Experts agree that humans will work alongside robots in warehouses like Amazon’s for the foreseeable future.
“Whereas if you build a terribly complicated automated system and it breaks, then everything stops,” said Bill Ray, a researcher at Gartner. “Taking out the last human is so expensive. It’s so disruptive. It would be a huge investment and an enormous risk.”
Freitas Hardy recently transitioned from picking items to working with the robots. She’s one of the 350,000 workers Amazon said it’s spent $1.2 billion to upskill since 2019.
“It would be many decades off, to have them just come in and take over, so at this point it’s more exciting if you ask me, to see the growth potential because that is where it does increase jobs on the back side,” Freitas Hardy said.
Although Freitas Hardy said she isn’t making more money in her new role, Amazon said others who participate in its Mechatronics and Robotics Apprenticeship program typically receive pay increases of about 40%.
Amazon said the team that developed Vulcan has grown from a handful of people to more than 250 employees in the three years since the project began.
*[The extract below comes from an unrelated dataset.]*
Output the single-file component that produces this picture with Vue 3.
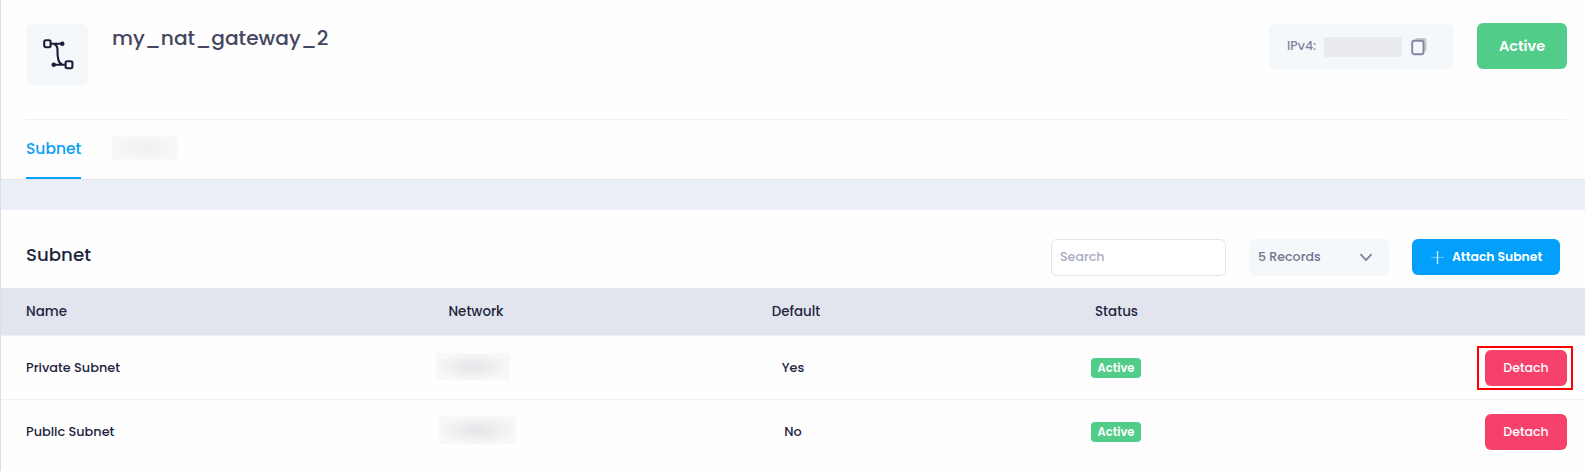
<script setup>
const columns = ['Name', 'Network', 'Default', 'Status']
const rows = [
  { name: 'Private Subnet', fallback: 'Yes', status: 'Active', marked: true, mask: 'mask-a' },
  { name: 'Public Subnet', fallback: 'No', status: 'Active', marked: false, mask: 'mask-b' },
]
</script>

<template>
  <main class="page">
    <header class="head">
      <div class="summary">
        <div class="icon-box">
          <svg width="33" height="33" viewBox="0 0 33 33" fill="none" stroke="#1b1c38" stroke-width="2.100">
            <rect x="2.200" y="2.200" width="6.400" height="7" rx="1.600" />
            <path d="M8.600 5.700H20.300M12 5.700C17.500 8.500 14.500 13.500 16 20C16.500 23.500 17.500 25.500 20.500 26.700M11.700 26.700H23.500" />
            <rect x="23.600" y="23.200" width="6.800" height="7" rx="1.600" />
            <circle cx="20.300" cy="5.700" r="1.200" fill="#1b1c38" />
            <circle cx="11.700" cy="26.700" r="1.200" fill="#1b1c38" />
          </svg>
        </div>
        <h1 class="title">my_nat_gateway_2</h1>
        <div class="address">
          <span class="address-label">IPv4:</span>
          <span class="address-mask"></span>
          <svg class="copy" width="17" height="19" viewBox="0 0 17 19" fill="none">
            <path d="M4 3.500V3a2 2 0 0 1 2-2h7.500a2 2 0 0 1 2 2v9.500a2 2 0 0 1-2 2H13V5a1.500 1.500 0 0 0-1.500-1.500Z" fill="#c7c8d6" />
            <rect x="1.200" y="3.800" width="11.300" height="13.400" rx="2" stroke="#8487a3" stroke-width="1.900" />
          </svg>
        </div>
        <span class="state">Active</span>
      </div>
      <nav class="tabs">
        <a class="tab">Subnet</a>
        <span class="tab-mask"></span>
      </nav>
    </header>

    <section class="panel">
      <div class="toolbar">
        <h2 class="heading">Subnet</h2>
        <div class="search">Search</div>
        <div class="select">
          <span>5 Records</span>
          <svg width="14" height="9" viewBox="0 0 14 9" fill="none" stroke="#7b7e98" stroke-width="1.800">
            <path d="M1.500 1.200L7 7L12.500 1.200" />
          </svg>
        </div>
        <button class="attach">
          <svg width="13" height="13" viewBox="0 0 13 13">
            <path d="M0 6.500H13" stroke="#5fc2ff" stroke-width="1.200" />
            <path d="M6.500 0V13" stroke="#d4efff" stroke-width="1.300" />
          </svg>
          <span>Attach Subnet</span>
        </button>
      </div>

      <div class="row row-head">
        <span v-for="c in columns" :key="c" class="th" :class="'th-' + c.toLowerCase()">{{ c }}</span>
      </div>
      <div v-for="r in rows" :key="r.name" class="row row-body">
        <span class="name">{{ r.name }}</span>
        <span class="net"><i class="mask" :class="r.mask"></i></span>
        <span class="yes">{{ r.fallback }}</span>
        <span class="status"><b class="badge">{{ r.status }}</b></span>
        <span class="action">
          <button class="detach" :class="{ marked: r.marked }">Detach</button>
        </span>
      </div>
    </section>
  </main>
</template>

<style>
body { margin: 0; background: #fff; overflow: hidden; }
</style>

<style scoped>
* { box-sizing: border-box; }
.page {
  height: 471px;
  border-left: 1px solid #dddde2;
  background: #fefefe;
  color: #23253f;
  font-family: Poppins, Inter, "Liberation Sans", sans-serif;
  font-size: 12.850px;
  font-weight: 500;
  overflow: hidden;
}
button { border: 0; padding: 0; font: inherit; color: #fff; }
.head { height: 180px; padding: 0 18px 0 25px; display: flex; flex-direction: column; border-bottom: 1px solid #e2e5ed; }
.summary { height: 120px; padding-top: 24px; display: flex; align-items: flex-start; border-bottom: 1px solid #f1f1f3; }
.icon-box { width: 62px; height: 62px; border-radius: 6px; background: #f4f8fb; display: flex; padding: 14px 0 0 16px; }
.title { margin: 0 0 0 24px; flex: 1; font-size: 20.200px; line-height: 29px; font-weight: 500; color: #454760; }
.address { width: 185px; height: 45px; border-radius: 6px; background: #f4f8fb; display: flex; align-items: center; padding-left: 18px; color: #8183a0; }
.address-label { width: 37px; font-size: 12.500px; padding-bottom: 1px; }
.address-mask { width: 78px; height: 20px; background: #eaebee; }
.copy { margin-left: 9px; }
.state { width: 90px; height: 46px; margin: -1px 0 0 23px; border-radius: 6px; background: #51cd89; color: #fff; font-size: 14.400px; font-weight: 600; line-height: 46px; text-align: center; }
.tabs { flex: 1; display: flex; }
.tab { width: 55px; height: 59px; border-bottom: 2px solid #0b9ff5; color: #0b9ff5; font-size: 15.500px; line-height: 57px; white-space: nowrap; }
.tab-mask { width: 66px; height: 24px; margin: 16px 0 0 31px; background: radial-gradient(ellipse at center, #eff0f2, #f8f8f9 75%); }
.panel { border-top: 30px solid #ebeff8; }
.toolbar { height: 78px; padding: 29px 25px 0 25px; display: flex; align-items: flex-start; }
.heading { margin: 0; flex: 1; font-size: 18.200px; font-weight: 500; line-height: 32px; }
.search { width: 175px; height: 37px; border: 1px solid #e3e4ee; border-radius: 6px; background: #fff; padding-left: 8px; line-height: 34px; font-size: 12.600px; color: #a9abc0; }
.select { width: 140px; height: 37px; margin-left: 23px; border-radius: 6px; background: #f4f8fb; display: flex; align-items: center; justify-content: space-between; padding: 0 16px 0 9px; font-size: 12.600px; color: #73758c; }
.select span { padding-bottom: 2px; }
.attach { width: 148px; height: 36px; margin-left: 23px; border-radius: 6px; background: #029ffb; display: flex; align-items: center; padding-left: 19px; gap: 8px; font-size: 12.400px; font-weight: 600; white-space: nowrap; }
.row { display: grid; grid-template-columns: 315px 320px 320px 320px 1fr; align-items: center; }
.row-head { height: 48px; background: #e2e5ee; border-bottom: 1px solid #edeff4; }
.th { text-align: center; font-size: 13.400px; }
.th-name { text-align: left; padding-left: 25px; }
.th-status { padding-left: 1px; }
.row-body { height: 64px; }
.row-body + .row-body { border-top: 1px solid #f1f1f4; margin-top: -1px; }
.name { padding-left: 25px; }
.net { display: flex; justify-content: center; }
.mask { background: radial-gradient(ellipse at center, #e4e5e8, #f8f8f9 75%); }
.mask-a { width: 74px; height: 27px; margin: -4px 7px 0 0; }
.mask-b { width: 77px; height: 28px; margin: -3px 0 0 2px; }
.yes { text-align: center; padding-right: 6px; }
.status { display: flex; justify-content: center; }
.badge { width: 50px; height: 20px; border-radius: 4px; background: #51cd89; color: #fff; font-size: 11.500px; font-weight: 600; line-height: 20px; text-align: center; }
.action { display: flex; justify-content: flex-end; padding-right: 18px; }
.detach { position: relative; width: 82px; height: 36px; border-radius: 6px; background: #f5416c; font-size: 12.500px; }
.marked::after { content: ""; position: absolute; inset: -4px -6px -4px -8px; border: 2px solid #f00; }
</style>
Amazon wouldn’t disclose how much it cost to develop Vulcan, but Parness said it represents a big business opportunity.
“Vulcan can interact with the world in a more human-like manner, and that gives us a lot more process paths that we can use automation to bring down the cost that our customer pays, and the speed with which we can deliver those products to our customers,” Parness said.
Another big return on investment may come from robots making fewer mistakes than humans.
“Product returns are incredibly high and product returns are incredibly expensive,” Gartner’s Ray said. “Some of them will be because the wrong thing was put in the box. And if you can reduce that, that’s a real cost saving straight away.”
Meanwhile, Amazon’s humanoid robot Digit has yet to bring operational efficiency. Amazon announced in 2023 that it was testing the Agility Robotics bipedal robot to help organize and move totes, but it’s yet to deploy Digit at scale.
When asked if Vulcan indicates that robots have moved from gimmick to real world application, Parness said, “It doesn’t matter if the robot has legs or wheels or it’s bolted to the floor. I think the thing that makes the robot useful is having that sense of touch so that it can interact in high contact and high clutter environments. That’s the tipping point for me, and I think we’re right there.”
For now, Vulcan is only in full operation at the Spokane warehouse. Another version of Vulcan that can pick specific items from inventory is being tested in Hamburg, Germany. Amazon said it plans to add Vulcan in more U.S. and German facilities in 2026.